The other thing? I want to learn to tie knots. And not for Boy Scouts, you feel me. I have a book. I have some nylon rope. But I need to sit down with some YouTube videos and my book and practice. 

The trick is going to be not doing too much at once and also not perpetually procrastinating these as things I'll do eventually. None of these is like a "One hour a day of rigorous study and three hours a week practicum...." When I have a good feeling for how my schedule is shaping up, I'll fold some modest time in.

I have this keyboard that I bought like ten years ago and all these good intentions to practice piano. I've even had time once or twice, but there is really NO place to put this thing right now. There IS a space that it would fit. I would have to set it up and break it down after each use, but that wouldn't be super tough. (The bookshelf I could lean it on is right there and I don't often need access to the books.) I'm not going to commit to this yet because there's a lot of other stuff going on and I don't want to overdo it, but as the year matures (perhaps at the equinox), I would like to come back to this. Musical practice has always helped me think more clearly and be more emotionally centered when I've done it regularly. Plus I just fucking love music and creating it is the bees knees.

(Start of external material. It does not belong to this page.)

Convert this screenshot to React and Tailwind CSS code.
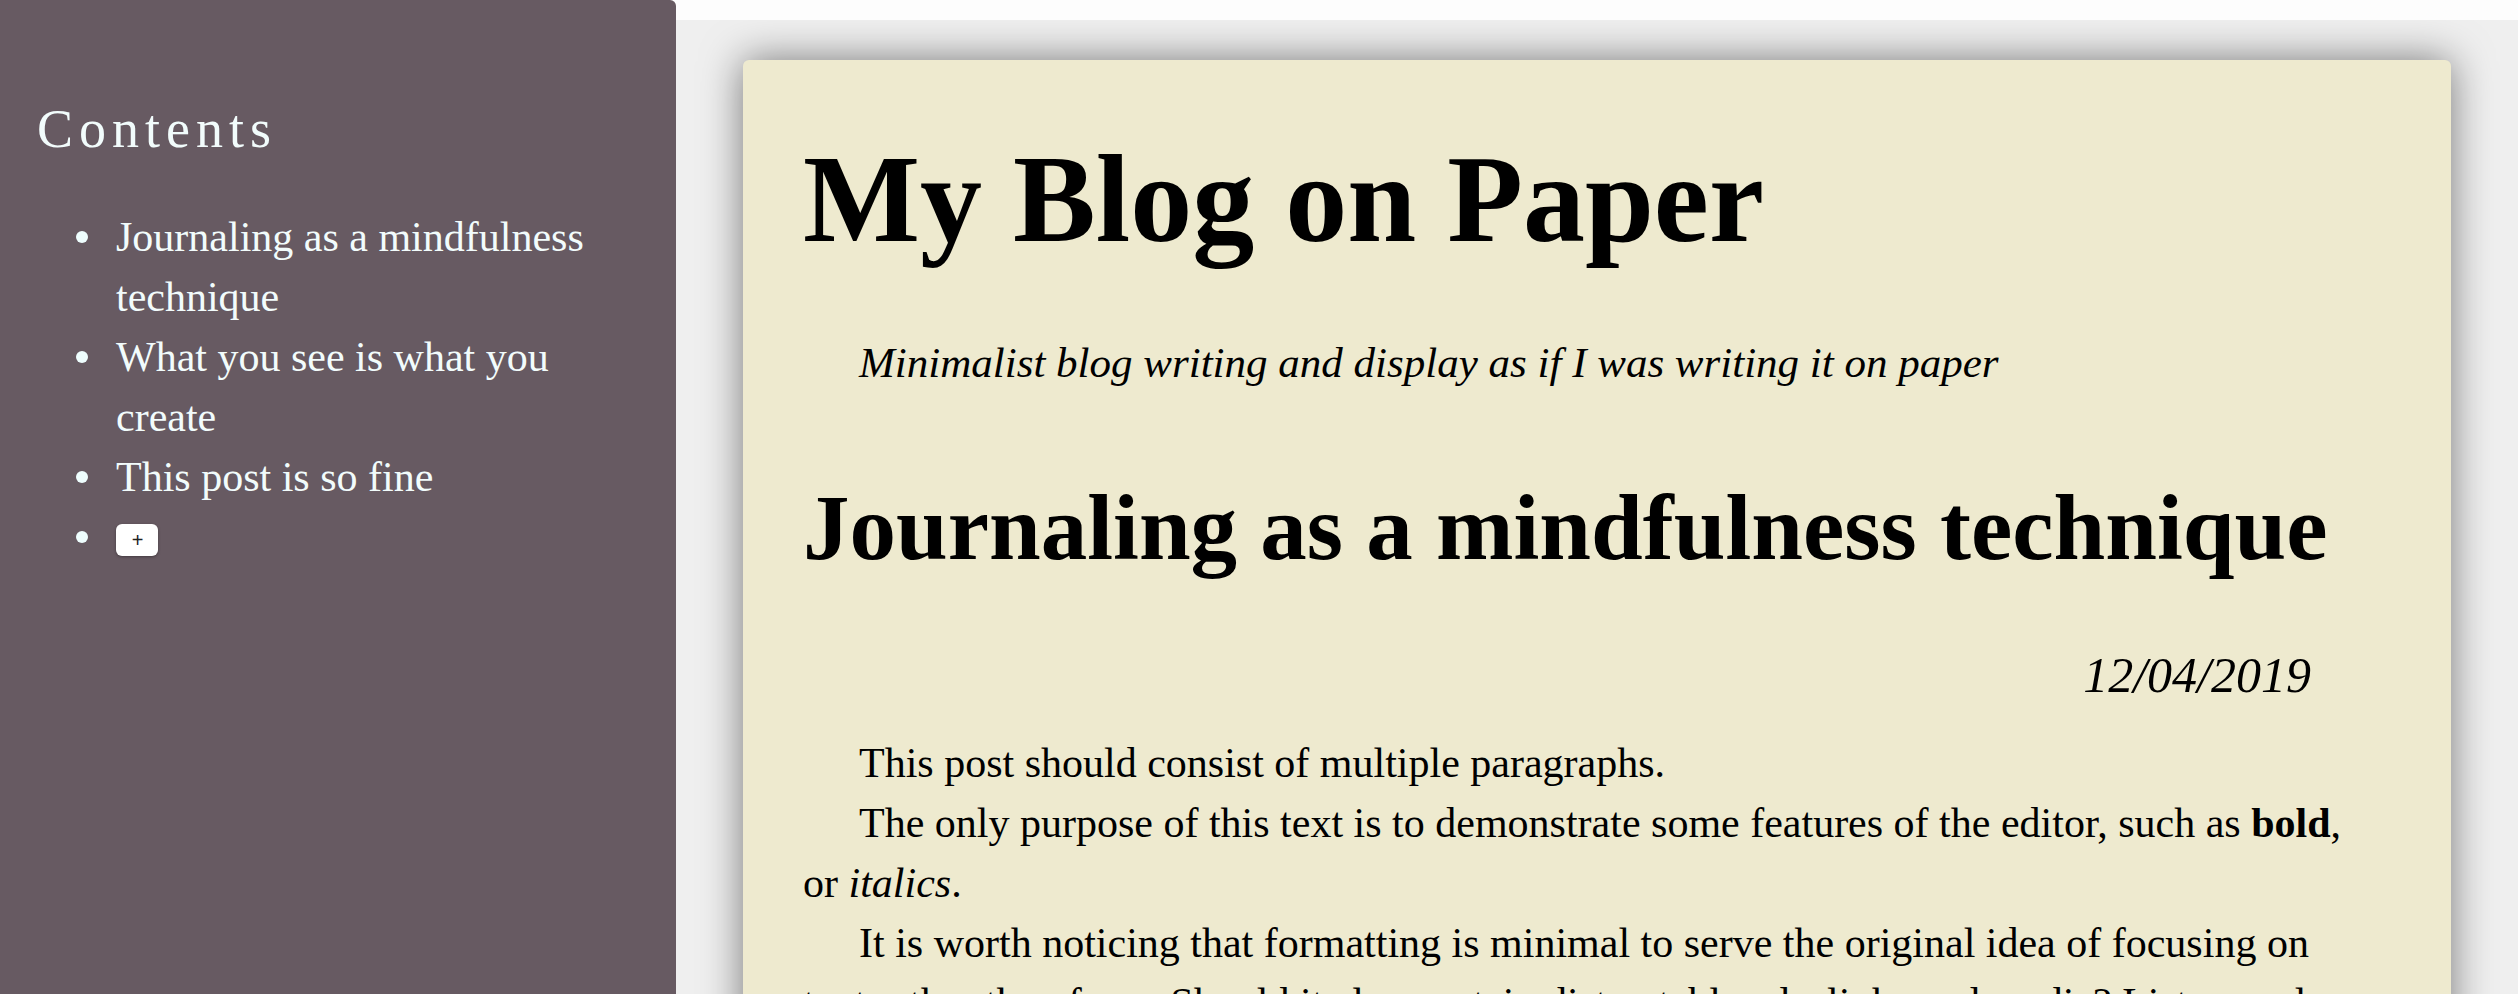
import React from 'react';

const sections = [
    'Journaling as a mindfulness technique',
    'What you see is what you create',
    'This post is so fine',
];

const Bullet = () => (
    <span className="flex h-[60px] w-[38px] shrink-0 items-center">
        <span className="ml-[-2px] h-[12px] w-[12px] rounded-full bg-[#effefe]" />
    </span>
);

const Sidebar = () => (
    <aside className="w-[676px] shrink-0 rounded-tr-[6px] bg-[#675a62] pl-[37px] pr-[37px] pt-[99px] text-[#f2fcfc]">
        <h2 className="text-[54px] leading-[60px] tracking-[6px] font-normal">Contents</h2>
        <ul className="mt-[48px] pl-[41px]">
            {sections.map((title) => (
                <li key={title} className="flex items-start">
                    <Bullet />
                    <span className="text-[42px] leading-[60px]">{title}</span>
                </li>
            ))}
            <li className="flex items-start">
                <Bullet />
                <span className="flex h-[60px] items-center">
                    <button className="mt-[6px] flex h-[32px] w-[42px] items-center justify-center rounded-[6px] bg-white pl-[1px] font-['Liberation_Sans',sans-serif] text-[20px] leading-none text-[#222] shadow-[0_1px_3px_rgba(0,0,0,0.35)]">
                        +
                    </button>
                </span>
            </li>
        </ul>
    </aside>
);

const Post = () => (
    <article className="rounded-[6px] bg-[#eeeacf] px-[60px] pt-[80px] pb-[200px] text-black shadow-[0_0_40px_rgba(0,0,0,0.5)]">
        <h1 className="text-[124px] leading-[120px] font-bold">My Blog on Paper</h1>
        <p className="mt-[73px] indent-[56px] text-[43px] italic leading-[60px]">
            Minimalist blog writing and display as if I was writing it on paper
        </p>
        <h2 className="mt-[87px] text-[93px] leading-[96px] font-bold">Journaling as a mindfulness technique</h2>
        <p className="mt-[69px] pr-[80px] text-right text-[50px] italic leading-[60px]">12/04/2019</p>
        <div className="mt-[28px] pr-[16px] text-[42px] leading-[60px]">
            <p className="indent-[56px]">This post should consist of multiple paragraphs.</p>
            <p className="indent-[56px]">
                The only purpose of this text is to demonstrate some features of the editor, such as <b>bold</b>, or <i>italics</i>.
            </p>
            <p className="indent-[56px]">
                It is worth noticing that formatting is minimal to serve the original idea of focusing on text rather than form. Should it also contain distractable ads, links and media? Lists are also supported.
            </p>
        </div>
    </article>
);

export default function App() {
    return (
        <div className="flex h-[994px] w-full overflow-hidden bg-white font-['Liberation_Serif',serif]">
            <Sidebar />
            <main className="flex min-w-0 flex-1 flex-col">
                <div className="h-[20px] shrink-0 bg-[#fdfdfd]" />
                <div className="flex-1 overflow-hidden bg-[#efefef] px-[67px] pt-[40px]">
                    <Post />
                </div>
            </main>
        </div>
    );
}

I will take inventory of my progress at the summer solstice and on the equinoxes and probably find I'm doing well with some things and need to be more deliberate about others. And the world will keep hurtling around the sun. The days will shorten again, and this year will come to a close and I will again think of where my life is, where I want it to be, and how I can get there. But for now, the longest night is over, and our hearts and our ambitions begin to unfurl again.